WHAT YOU NEED TO DO: Copy each line containing the word "this" from the records that follow, please.

AVAILABLE DATA:
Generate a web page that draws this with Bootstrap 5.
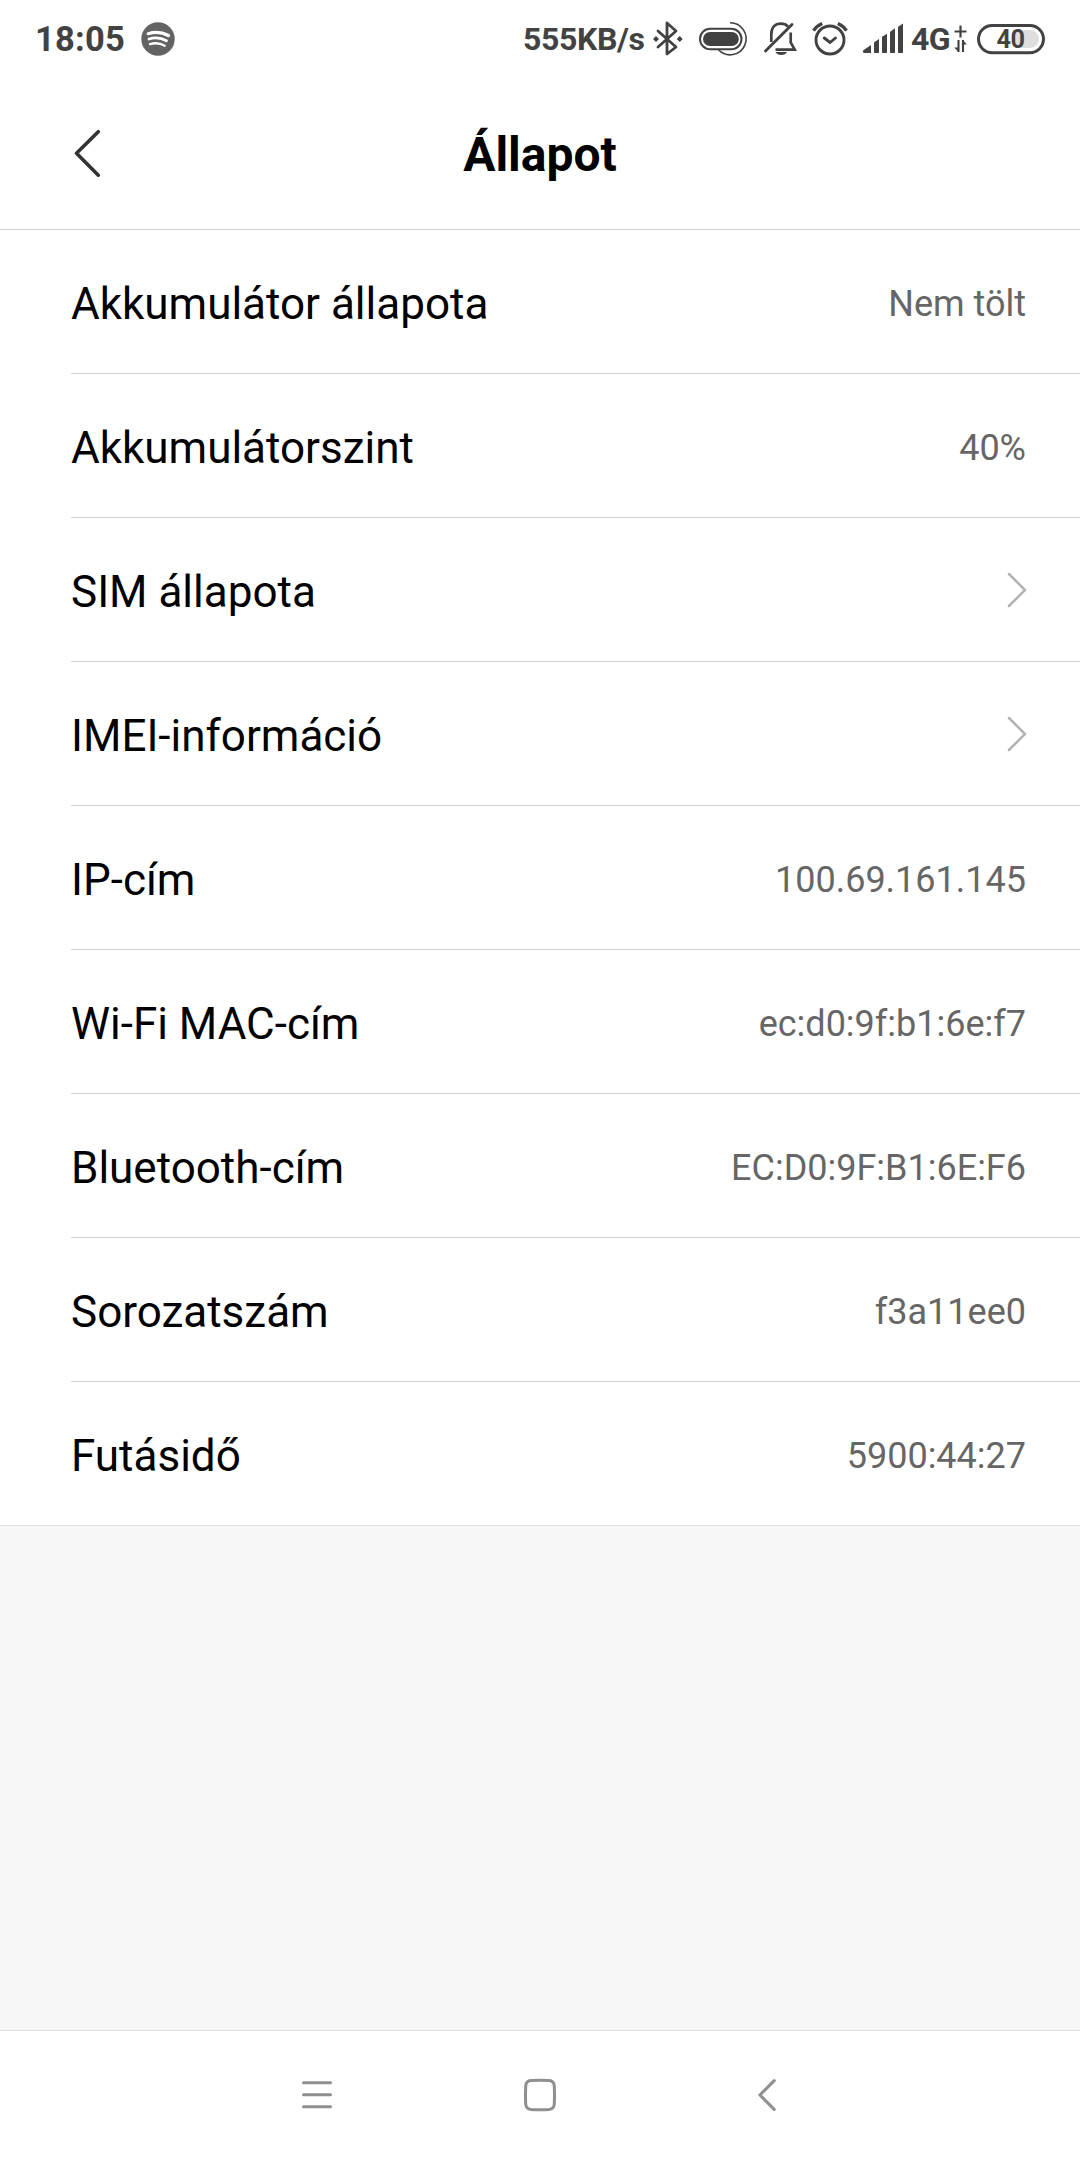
--
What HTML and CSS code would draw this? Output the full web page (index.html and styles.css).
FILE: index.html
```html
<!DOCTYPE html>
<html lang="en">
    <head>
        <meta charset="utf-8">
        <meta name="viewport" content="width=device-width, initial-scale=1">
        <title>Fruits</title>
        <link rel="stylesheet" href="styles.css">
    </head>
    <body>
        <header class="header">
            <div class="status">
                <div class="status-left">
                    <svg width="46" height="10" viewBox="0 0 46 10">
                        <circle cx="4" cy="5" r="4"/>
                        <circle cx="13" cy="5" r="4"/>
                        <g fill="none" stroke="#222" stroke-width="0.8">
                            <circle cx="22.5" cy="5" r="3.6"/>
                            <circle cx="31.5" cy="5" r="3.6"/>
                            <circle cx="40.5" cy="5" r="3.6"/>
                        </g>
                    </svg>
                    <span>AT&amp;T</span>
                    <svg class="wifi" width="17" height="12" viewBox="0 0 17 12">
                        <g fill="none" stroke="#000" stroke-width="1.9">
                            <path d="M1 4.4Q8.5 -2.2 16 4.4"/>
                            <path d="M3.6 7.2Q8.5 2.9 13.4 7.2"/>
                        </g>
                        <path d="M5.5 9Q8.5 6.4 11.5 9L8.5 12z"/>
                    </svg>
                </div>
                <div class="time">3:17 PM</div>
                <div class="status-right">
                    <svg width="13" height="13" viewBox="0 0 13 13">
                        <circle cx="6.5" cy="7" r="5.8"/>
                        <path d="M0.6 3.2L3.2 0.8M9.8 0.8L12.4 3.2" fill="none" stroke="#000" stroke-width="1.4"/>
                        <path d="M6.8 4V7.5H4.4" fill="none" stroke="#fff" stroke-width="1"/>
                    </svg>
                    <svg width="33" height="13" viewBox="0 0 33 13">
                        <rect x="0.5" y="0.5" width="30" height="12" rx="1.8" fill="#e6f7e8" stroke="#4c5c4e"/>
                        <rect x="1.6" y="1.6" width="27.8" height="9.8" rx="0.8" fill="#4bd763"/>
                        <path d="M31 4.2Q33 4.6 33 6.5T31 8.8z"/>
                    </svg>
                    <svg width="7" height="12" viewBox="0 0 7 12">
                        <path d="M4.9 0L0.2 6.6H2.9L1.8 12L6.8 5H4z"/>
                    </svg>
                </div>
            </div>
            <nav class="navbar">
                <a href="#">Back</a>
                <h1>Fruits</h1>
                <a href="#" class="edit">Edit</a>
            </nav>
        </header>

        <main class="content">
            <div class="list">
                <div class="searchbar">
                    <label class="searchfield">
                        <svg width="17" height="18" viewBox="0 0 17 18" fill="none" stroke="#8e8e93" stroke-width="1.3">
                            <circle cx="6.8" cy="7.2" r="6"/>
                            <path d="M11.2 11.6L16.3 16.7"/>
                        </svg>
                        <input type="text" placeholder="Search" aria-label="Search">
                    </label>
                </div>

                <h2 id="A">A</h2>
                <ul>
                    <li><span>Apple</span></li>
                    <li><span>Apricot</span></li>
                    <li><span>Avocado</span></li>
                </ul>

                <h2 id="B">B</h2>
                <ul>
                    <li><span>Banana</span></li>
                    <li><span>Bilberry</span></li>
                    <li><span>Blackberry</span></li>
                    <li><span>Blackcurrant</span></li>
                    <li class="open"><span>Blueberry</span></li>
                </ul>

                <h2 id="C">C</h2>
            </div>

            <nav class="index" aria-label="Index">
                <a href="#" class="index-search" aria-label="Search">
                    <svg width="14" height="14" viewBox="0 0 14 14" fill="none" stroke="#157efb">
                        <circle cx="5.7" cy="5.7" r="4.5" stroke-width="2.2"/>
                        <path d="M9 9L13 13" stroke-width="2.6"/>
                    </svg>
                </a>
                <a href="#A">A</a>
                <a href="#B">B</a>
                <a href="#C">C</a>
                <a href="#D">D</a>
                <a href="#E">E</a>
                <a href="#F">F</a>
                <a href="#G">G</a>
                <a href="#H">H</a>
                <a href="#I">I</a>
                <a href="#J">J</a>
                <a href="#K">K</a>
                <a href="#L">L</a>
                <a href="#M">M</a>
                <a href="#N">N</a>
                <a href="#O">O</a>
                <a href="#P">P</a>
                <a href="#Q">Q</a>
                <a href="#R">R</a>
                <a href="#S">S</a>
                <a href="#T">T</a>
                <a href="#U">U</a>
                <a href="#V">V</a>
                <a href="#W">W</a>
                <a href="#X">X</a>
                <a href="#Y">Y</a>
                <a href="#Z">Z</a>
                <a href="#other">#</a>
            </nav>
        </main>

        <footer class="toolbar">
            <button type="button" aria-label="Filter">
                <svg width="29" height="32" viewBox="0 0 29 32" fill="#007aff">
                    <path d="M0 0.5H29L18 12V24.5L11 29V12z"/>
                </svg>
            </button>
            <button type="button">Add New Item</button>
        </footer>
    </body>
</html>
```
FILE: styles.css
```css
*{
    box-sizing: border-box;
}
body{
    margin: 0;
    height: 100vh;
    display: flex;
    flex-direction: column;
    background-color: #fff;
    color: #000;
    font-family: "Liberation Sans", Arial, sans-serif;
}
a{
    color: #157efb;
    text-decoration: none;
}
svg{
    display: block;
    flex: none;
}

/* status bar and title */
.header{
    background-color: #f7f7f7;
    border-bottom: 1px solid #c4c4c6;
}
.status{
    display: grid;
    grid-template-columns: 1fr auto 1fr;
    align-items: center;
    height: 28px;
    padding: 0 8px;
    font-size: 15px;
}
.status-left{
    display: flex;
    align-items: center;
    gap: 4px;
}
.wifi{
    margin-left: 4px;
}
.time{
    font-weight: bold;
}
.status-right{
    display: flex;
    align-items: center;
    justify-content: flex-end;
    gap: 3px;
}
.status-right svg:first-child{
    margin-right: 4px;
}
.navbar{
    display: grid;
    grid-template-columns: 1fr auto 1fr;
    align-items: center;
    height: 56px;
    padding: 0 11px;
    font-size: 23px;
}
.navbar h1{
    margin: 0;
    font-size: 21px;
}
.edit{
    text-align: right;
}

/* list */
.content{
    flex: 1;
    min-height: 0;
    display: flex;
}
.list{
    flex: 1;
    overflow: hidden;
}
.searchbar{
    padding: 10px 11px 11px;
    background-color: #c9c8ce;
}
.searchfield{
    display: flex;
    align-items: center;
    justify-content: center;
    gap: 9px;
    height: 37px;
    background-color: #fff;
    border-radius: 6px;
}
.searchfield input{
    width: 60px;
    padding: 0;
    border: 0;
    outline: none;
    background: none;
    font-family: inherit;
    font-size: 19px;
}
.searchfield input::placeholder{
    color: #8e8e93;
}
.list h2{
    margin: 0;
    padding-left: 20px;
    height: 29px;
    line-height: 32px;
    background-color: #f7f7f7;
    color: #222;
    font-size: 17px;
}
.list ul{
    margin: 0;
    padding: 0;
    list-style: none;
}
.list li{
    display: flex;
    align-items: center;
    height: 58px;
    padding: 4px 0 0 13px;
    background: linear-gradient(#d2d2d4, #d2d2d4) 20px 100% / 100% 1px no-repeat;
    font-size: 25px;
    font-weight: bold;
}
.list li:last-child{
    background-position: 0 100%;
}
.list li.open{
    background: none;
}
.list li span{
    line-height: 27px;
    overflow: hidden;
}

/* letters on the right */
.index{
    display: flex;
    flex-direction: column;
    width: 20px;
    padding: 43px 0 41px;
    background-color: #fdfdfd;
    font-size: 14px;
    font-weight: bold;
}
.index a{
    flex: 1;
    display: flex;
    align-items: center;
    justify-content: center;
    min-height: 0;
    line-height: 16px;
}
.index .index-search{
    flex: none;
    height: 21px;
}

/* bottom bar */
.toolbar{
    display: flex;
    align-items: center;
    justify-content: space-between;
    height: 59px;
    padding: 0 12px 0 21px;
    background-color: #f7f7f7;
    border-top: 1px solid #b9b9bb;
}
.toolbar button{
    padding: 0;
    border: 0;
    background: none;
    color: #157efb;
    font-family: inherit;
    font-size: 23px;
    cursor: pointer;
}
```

SOLVED EXERCISE:
Generate a web page that draws this with Bootstrap 5.
What HTML and CSS code would draw this? Output the full web page (index.html and styles.css).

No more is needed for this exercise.